Given request: Which lines below fall between the one containing "What React, TypeScript" and the one containing "import React from 'react';"? Repeat them exactly, counting both of those lines, and add nothing else.

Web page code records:
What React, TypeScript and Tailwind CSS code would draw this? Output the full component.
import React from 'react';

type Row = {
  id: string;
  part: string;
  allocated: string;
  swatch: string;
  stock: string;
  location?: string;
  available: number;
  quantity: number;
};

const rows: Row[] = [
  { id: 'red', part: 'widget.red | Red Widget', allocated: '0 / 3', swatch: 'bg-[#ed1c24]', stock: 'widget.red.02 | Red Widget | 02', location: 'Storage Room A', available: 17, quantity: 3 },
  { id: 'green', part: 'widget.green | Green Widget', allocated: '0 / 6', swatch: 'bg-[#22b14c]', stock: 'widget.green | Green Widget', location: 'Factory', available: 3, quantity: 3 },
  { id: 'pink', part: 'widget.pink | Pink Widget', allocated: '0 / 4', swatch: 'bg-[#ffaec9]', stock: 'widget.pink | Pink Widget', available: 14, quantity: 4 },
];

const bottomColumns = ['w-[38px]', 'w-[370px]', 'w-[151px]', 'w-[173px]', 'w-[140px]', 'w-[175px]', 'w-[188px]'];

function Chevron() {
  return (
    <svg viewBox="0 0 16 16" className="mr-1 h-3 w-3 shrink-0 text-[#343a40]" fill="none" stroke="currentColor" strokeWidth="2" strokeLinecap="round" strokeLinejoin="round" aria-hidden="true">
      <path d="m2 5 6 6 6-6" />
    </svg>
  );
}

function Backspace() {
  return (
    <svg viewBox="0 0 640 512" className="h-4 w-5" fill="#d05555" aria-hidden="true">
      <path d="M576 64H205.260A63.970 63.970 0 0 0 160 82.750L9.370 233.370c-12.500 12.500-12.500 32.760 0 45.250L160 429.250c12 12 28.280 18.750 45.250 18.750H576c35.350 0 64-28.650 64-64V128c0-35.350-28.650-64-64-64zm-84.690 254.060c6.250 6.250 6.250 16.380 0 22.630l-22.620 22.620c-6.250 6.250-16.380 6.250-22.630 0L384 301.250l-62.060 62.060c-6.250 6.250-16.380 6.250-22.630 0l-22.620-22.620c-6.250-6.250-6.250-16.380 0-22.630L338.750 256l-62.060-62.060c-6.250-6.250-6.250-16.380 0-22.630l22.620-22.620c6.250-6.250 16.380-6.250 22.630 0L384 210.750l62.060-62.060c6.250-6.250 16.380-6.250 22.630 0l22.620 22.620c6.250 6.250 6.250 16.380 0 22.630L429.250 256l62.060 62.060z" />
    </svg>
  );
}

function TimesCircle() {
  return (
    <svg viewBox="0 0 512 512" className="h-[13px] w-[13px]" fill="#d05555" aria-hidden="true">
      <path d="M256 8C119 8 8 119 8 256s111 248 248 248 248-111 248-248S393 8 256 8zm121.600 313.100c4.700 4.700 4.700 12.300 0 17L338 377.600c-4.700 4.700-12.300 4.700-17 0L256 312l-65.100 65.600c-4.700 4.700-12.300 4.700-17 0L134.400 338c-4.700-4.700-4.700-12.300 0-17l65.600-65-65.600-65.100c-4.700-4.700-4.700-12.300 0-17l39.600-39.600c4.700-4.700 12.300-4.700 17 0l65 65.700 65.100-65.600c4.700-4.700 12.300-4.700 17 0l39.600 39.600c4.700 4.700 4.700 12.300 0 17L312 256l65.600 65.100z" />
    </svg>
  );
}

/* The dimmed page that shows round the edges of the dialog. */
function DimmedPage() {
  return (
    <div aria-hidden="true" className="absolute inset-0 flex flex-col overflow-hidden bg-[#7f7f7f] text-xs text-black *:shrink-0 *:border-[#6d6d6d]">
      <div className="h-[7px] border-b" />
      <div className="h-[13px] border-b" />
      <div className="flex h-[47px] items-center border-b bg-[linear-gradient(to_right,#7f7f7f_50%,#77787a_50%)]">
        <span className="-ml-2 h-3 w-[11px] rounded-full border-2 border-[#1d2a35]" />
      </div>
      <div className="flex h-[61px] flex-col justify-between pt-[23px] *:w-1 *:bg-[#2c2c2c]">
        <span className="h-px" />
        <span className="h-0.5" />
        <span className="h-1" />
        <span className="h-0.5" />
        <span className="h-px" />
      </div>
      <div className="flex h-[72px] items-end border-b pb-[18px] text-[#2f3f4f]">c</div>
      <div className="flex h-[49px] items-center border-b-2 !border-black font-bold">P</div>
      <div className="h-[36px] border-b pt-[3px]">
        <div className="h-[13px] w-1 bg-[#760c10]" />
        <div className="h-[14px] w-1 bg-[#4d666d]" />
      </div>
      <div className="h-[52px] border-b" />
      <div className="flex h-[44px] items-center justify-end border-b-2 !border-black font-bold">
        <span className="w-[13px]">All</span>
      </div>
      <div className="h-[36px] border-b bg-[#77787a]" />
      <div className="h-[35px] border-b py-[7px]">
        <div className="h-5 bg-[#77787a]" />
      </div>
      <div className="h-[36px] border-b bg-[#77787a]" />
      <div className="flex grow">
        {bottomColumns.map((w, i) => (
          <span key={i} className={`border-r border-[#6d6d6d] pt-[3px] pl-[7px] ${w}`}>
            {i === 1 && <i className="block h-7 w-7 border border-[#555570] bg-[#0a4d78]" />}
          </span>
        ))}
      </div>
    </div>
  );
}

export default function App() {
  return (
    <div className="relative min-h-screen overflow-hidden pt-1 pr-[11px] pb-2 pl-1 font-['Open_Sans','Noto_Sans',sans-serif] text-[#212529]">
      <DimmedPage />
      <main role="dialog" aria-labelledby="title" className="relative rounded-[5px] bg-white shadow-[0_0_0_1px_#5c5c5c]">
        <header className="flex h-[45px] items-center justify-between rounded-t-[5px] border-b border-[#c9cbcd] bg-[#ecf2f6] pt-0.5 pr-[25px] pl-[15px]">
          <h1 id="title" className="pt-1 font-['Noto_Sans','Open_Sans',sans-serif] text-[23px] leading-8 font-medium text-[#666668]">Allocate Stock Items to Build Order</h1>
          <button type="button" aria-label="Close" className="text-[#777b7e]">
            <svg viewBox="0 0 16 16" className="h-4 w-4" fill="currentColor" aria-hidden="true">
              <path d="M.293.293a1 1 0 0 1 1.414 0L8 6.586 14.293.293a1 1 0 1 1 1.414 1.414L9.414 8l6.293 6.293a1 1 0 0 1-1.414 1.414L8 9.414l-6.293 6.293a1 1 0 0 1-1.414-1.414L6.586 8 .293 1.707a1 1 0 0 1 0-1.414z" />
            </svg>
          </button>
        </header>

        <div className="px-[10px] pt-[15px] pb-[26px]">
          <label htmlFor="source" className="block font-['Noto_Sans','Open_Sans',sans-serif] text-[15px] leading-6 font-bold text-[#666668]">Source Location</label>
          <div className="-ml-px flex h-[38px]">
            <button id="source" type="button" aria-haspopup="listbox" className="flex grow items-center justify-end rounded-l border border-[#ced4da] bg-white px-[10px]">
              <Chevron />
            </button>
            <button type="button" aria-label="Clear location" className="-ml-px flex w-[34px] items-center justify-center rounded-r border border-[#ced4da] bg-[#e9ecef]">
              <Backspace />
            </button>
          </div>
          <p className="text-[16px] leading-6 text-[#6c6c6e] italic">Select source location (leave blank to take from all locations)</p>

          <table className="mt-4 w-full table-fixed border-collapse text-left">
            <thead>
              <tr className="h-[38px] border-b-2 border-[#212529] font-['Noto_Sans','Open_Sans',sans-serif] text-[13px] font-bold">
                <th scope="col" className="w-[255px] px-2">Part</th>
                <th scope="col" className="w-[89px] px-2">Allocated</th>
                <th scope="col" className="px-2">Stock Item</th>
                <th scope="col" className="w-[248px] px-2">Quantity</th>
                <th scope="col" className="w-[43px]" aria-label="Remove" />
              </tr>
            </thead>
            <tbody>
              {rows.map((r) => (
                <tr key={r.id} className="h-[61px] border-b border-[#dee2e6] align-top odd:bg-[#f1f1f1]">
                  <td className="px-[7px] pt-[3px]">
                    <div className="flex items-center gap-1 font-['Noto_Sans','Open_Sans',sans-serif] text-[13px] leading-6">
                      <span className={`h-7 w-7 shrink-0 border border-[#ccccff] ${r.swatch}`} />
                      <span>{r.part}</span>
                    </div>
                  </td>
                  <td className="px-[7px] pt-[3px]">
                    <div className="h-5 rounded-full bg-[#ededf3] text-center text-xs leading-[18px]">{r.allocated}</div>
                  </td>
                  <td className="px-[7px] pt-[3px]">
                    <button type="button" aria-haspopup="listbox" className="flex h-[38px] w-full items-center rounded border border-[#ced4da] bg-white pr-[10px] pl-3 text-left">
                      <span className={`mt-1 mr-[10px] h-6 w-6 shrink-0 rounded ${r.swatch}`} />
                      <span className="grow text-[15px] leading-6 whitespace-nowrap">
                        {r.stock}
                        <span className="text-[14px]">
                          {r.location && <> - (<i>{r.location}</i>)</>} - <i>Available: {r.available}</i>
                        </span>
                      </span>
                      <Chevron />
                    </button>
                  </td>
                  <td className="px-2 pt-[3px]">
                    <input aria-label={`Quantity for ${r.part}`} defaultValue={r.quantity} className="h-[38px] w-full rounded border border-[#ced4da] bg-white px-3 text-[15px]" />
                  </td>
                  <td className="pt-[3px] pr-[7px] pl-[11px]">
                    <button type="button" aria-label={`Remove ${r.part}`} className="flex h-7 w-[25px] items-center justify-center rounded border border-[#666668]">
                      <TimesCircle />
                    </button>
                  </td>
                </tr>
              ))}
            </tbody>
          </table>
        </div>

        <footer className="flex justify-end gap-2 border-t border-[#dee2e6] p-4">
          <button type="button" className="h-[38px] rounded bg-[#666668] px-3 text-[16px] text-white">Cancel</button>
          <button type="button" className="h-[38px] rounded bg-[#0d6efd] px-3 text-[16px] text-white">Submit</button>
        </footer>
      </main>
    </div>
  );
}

---

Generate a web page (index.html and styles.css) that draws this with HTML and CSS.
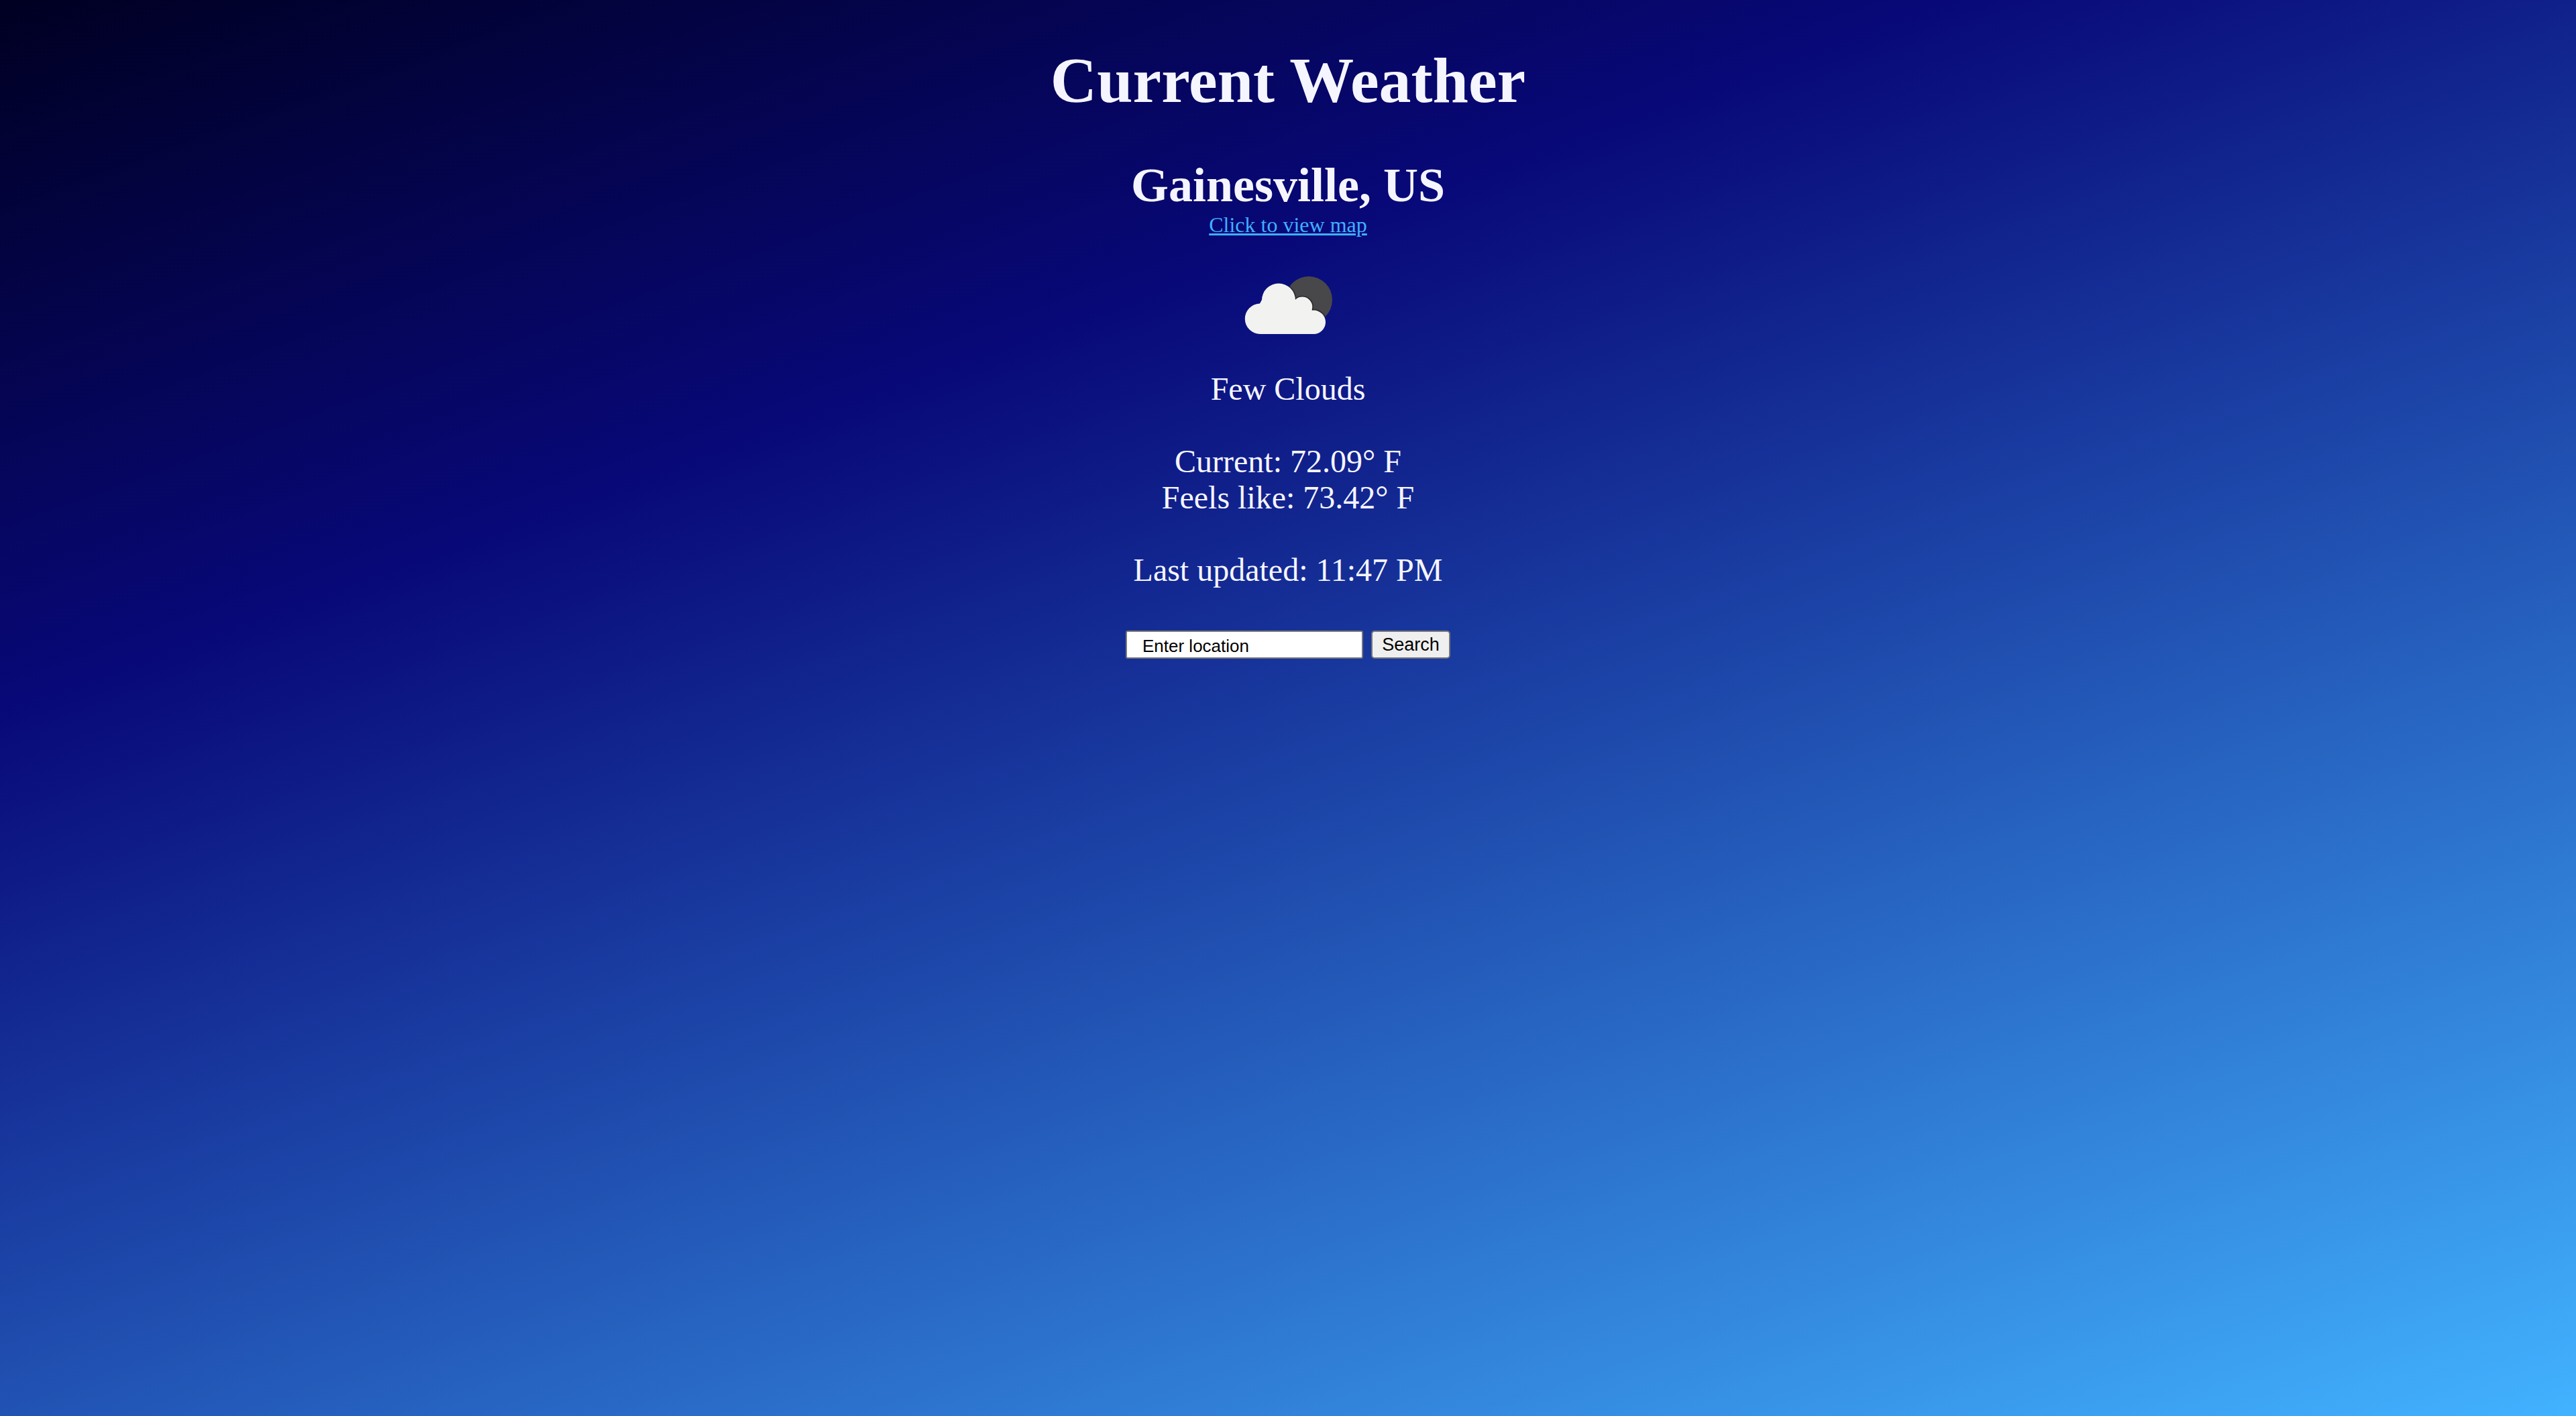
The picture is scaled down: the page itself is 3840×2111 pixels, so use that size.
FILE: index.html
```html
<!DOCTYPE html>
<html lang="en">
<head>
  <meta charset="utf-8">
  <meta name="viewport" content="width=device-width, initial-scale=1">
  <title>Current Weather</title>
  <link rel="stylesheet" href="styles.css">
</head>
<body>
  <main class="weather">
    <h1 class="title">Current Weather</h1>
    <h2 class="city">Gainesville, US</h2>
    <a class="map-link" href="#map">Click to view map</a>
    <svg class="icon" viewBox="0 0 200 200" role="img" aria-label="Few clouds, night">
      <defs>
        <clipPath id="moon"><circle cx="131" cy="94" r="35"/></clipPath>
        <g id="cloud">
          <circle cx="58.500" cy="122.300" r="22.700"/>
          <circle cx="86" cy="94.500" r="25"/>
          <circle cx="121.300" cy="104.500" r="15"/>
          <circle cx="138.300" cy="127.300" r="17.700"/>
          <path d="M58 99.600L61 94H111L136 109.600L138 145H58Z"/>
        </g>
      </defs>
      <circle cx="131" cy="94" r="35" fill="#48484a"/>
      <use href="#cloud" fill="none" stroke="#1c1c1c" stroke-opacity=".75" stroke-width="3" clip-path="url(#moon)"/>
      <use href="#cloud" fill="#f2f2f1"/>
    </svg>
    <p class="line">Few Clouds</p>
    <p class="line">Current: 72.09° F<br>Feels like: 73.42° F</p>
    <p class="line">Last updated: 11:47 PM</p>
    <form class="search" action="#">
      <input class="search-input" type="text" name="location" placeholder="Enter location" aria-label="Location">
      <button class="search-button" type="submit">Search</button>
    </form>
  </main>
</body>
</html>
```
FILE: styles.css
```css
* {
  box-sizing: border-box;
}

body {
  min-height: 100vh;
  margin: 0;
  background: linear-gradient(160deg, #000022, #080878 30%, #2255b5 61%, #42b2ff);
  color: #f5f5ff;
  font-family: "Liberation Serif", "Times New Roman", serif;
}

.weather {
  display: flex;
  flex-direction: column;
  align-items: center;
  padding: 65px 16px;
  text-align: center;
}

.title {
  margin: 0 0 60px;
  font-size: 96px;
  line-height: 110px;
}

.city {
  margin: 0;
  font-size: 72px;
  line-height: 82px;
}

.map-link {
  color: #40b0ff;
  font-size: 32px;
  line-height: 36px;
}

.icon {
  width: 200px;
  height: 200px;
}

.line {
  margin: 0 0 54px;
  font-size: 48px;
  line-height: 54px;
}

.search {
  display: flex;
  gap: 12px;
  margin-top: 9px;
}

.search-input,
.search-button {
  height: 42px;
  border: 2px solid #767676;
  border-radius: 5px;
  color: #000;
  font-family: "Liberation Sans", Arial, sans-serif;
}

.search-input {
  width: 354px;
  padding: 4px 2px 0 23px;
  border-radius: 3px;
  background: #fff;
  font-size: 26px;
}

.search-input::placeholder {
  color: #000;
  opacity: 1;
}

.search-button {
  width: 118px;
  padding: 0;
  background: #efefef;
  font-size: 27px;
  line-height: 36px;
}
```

Completed exercise:
What React, TypeScript and Tailwind CSS code would draw this? Output the full component.
import React from 'react';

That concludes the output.